- 10/07/2020 - Everyone at iWood would like to thank you for your continued support during the pandemic.
As more of our customers have started coming back to work we have seen an influx of orders. As such we are currently working to a lead time of 14-28 working days (some products have longer lead times as described in their individual descriptions). We are still following government guidelines to keep our staff and customers safe.
Air Dried Beams – Constructional and Decorative
Beams are a top constructional resource commonly used not only for barns and garden structures but within the home as well. Oak is regularly used for roof joists, wall plates, ridge beams and sill plates because it has great structural integrity (When buying timber for constructional use please contact a structural engineer to make sure what you are buying is suitable).

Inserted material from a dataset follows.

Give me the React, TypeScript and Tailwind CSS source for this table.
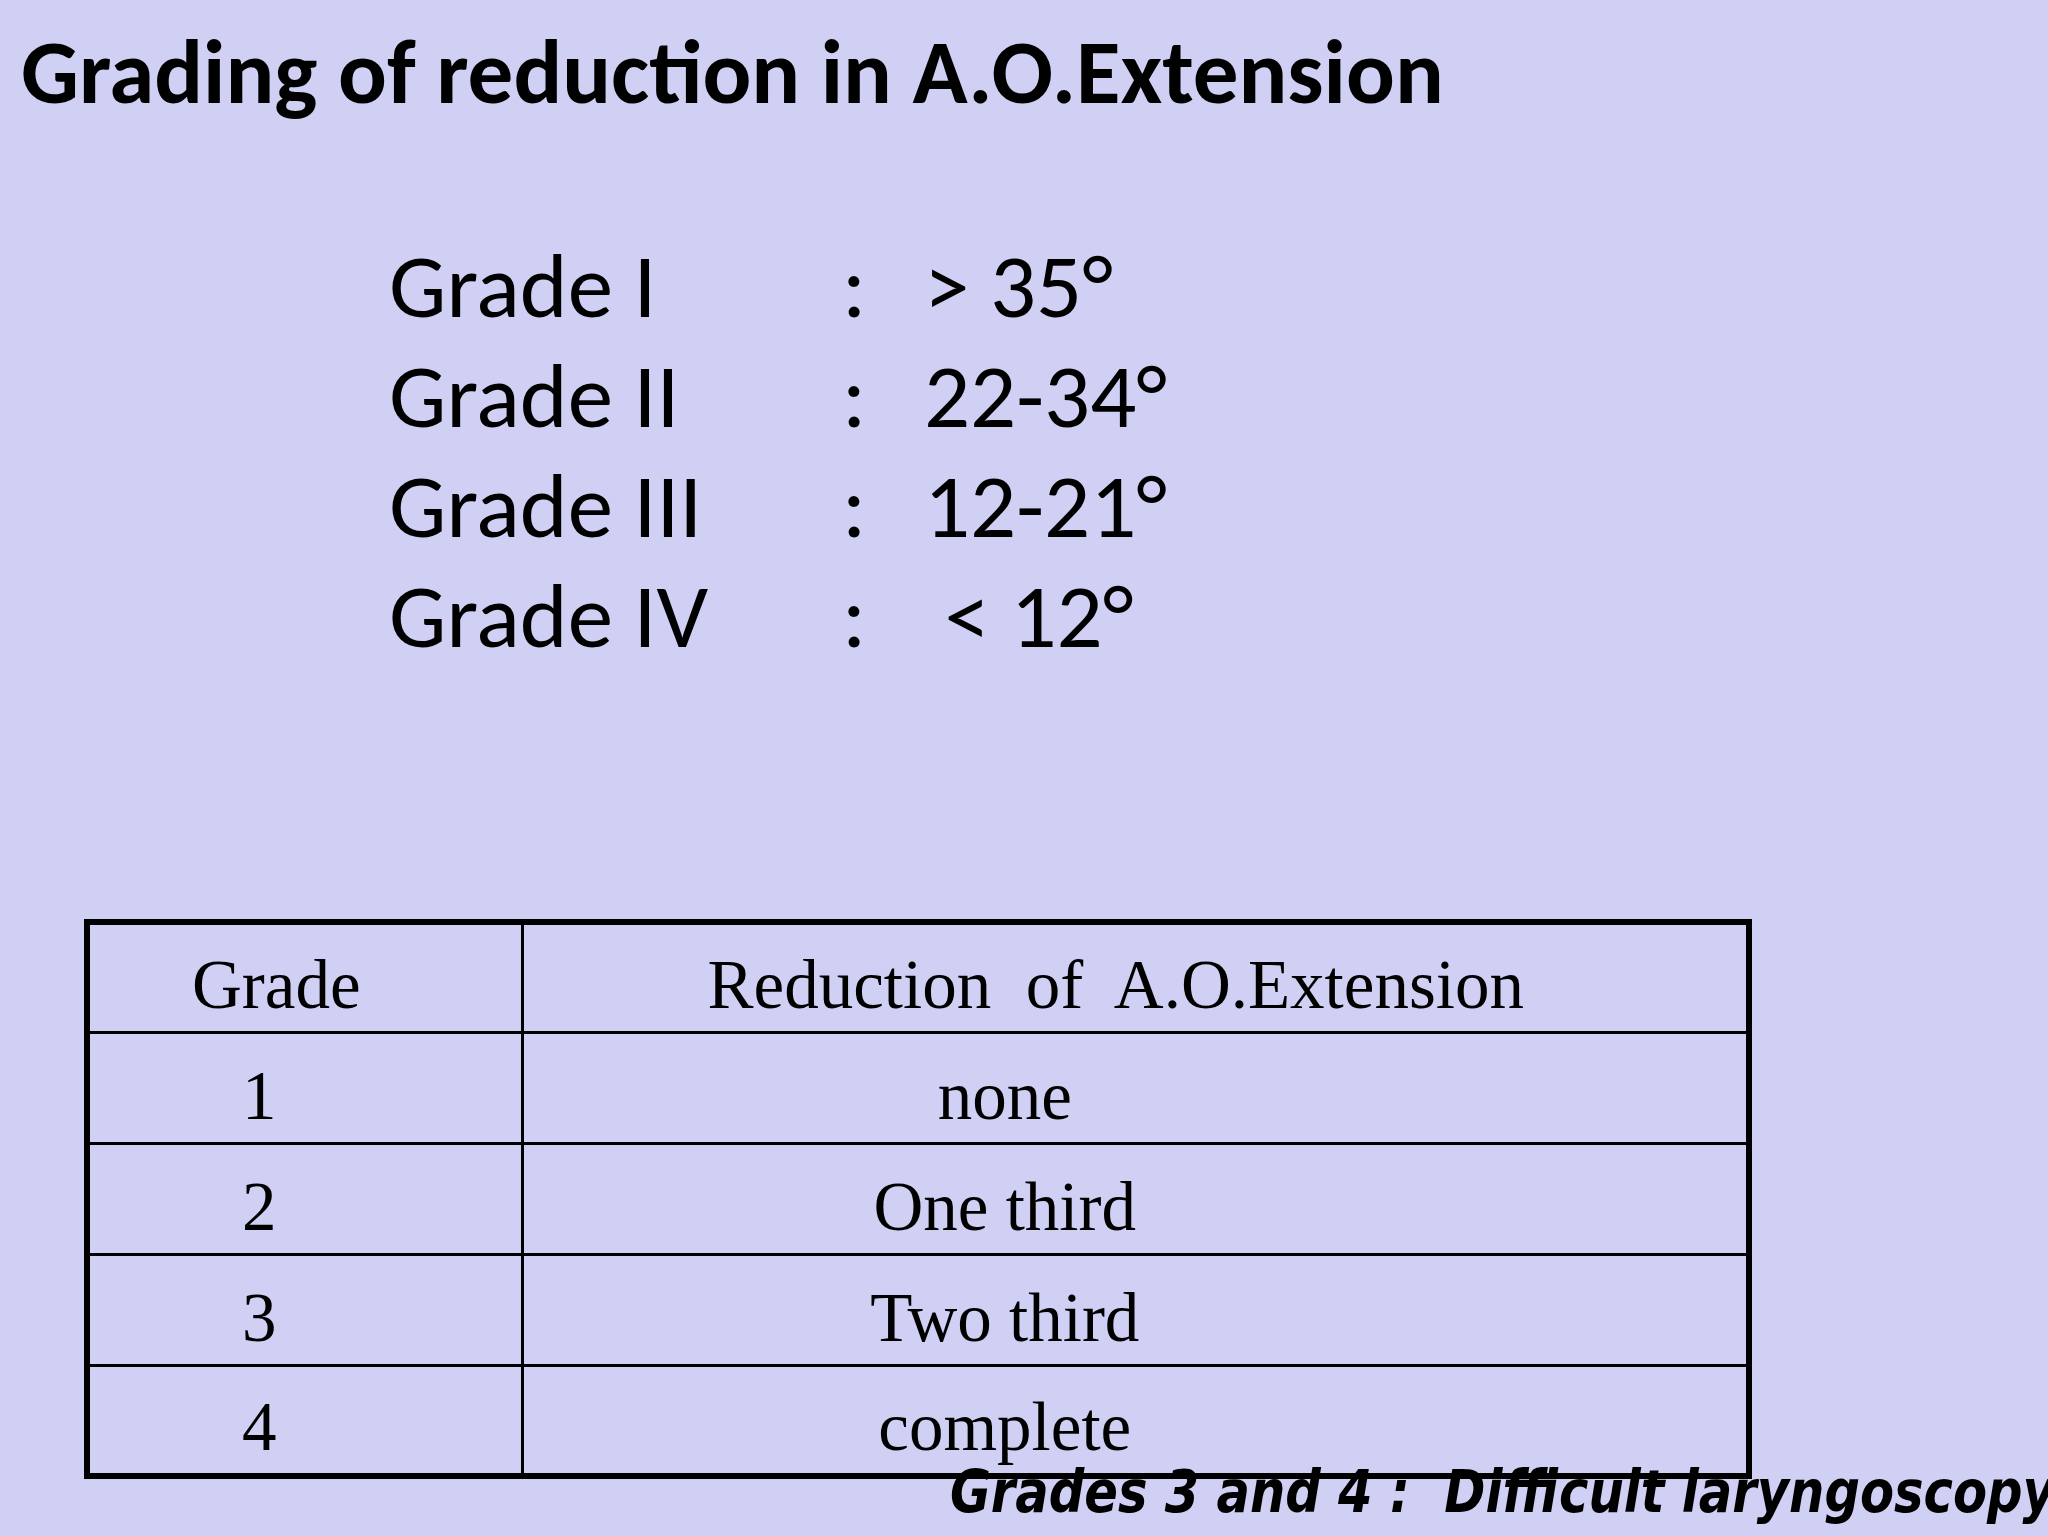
const grades = [
  { label: 'Grade I', value: '> 35°' },
  { label: 'Grade II', value: '22-34°' },
  { label: 'Grade III', value: '12-21°' },
  { label: 'Grade IV', value: ' < 12°' },
];

const rows = [
  { grade: '1', reduction: 'none' },
  { grade: '2', reduction: 'One third' },
  { grade: '3', reduction: 'Two third' },
  { grade: '4', reduction: 'complete' },
];

const sans = "font-['Carlito','DejaVu_Sans_Condensed','Liberation_Sans',sans-serif]";
const serif = "font-['Liberation_Serif','Times_New_Roman',serif]";

export default function App() {
  return (
    <div className="relative w-[2048px] h-[1536px] overflow-hidden bg-[#cfd0f3] text-black">
      {/* Titulo */}
      <h1 className={`${sans} pl-[21px] pt-[17px] text-[91px] font-bold leading-[110px]`}>
        Grading of reduction in A.O.Extension
      </h1>

      {/* Lista de grados */}
      <div className={`${sans} ml-[389px] mt-[104px] grid grid-cols-[453px_82px_auto] text-[91px] leading-[110px]`}>
        {grades.map((g) => (
          <div key={g.label} className="contents">
            <span>{g.label}</span>
            <span>:</span>
            <span className="whitespace-pre">{g.value}</span>
          </div>
        ))}
      </div>

      {/* Tabla */}
      <table className={`${serif} ml-[84px] mt-[248px] w-[1668px] border-collapse border-[6px] border-black text-[69px]`}>
        <thead>
          <tr className="h-[110px]">
            <th className="w-[435px] border-[3px] border-black pr-[58px] pb-[11px] align-bottom font-normal leading-none">
              Grade
            </th>
            <th className="border-[3px] border-black pr-[38px] pb-[11px] align-bottom font-normal leading-none whitespace-pre">
              Reduction  of  A.O.Extension
            </th>
          </tr>
        </thead>
        <tbody>
          {rows.map((r) => (
            <tr key={r.grade} className="h-[111px]">
              <td className="border-[3px] border-black pr-[92px] pb-[11px] text-center align-bottom leading-none">
                {r.grade}
              </td>
              <td className="border-[3px] border-black pr-[260px] pb-[11px] text-center align-bottom leading-none">
                {r.reduction}
              </td>
            </tr>
          ))}
        </tbody>
      </table>

      {/* Nota al pie */}
      <p className="-mt-[17px] ml-[950px] w-max origin-left scale-x-[0.935] whitespace-pre font-['DejaVu_Sans_Condensed','DejaVu_Sans',sans-serif] text-[59px] font-bold italic leading-none">
        Grades 3 and 4 :  Difficult laryngoscopy
      </p>
    </div>
  );
}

Air dried timber is used for structural use which has already started drying and surface checking. Overtime, all green Oak will gain surface checks and it is more likely to move further. Although you can see the cracks in the air dried they do not take away from the structural integrity of the wood and they are still more than useful.
When people are restoring older buildings and places of public interest air dried beams are used because they are full of character and offer an old school appeal which could take years to develop when using fresh sawn beams.
The beams stand out from everything else in the room and quickly become a focal point. When treated and maintained correctly, Oak can last a lifetime and will continue to look astounding.
What are the differences between kiln dried wood and air dried beams?
All of our Air Dried Beams are left to dry for 1-3 years and, because of the drying process is over a longer period of time, they are available in larger section sizes than kiln dried wood. This is because the moisture content of kiln dried Oak reduces rapidly so the timber shrinks at an increased rate. The trade off is that while Kiln Dried remains un-aged throughout the drying process, air dried timber will have splits and cracks on the surface and the wood will have started to change colour.
Kiln dried is also not suitable for construction because of the smaller sizes that it is available in, so it is usually used for joinery and machined products.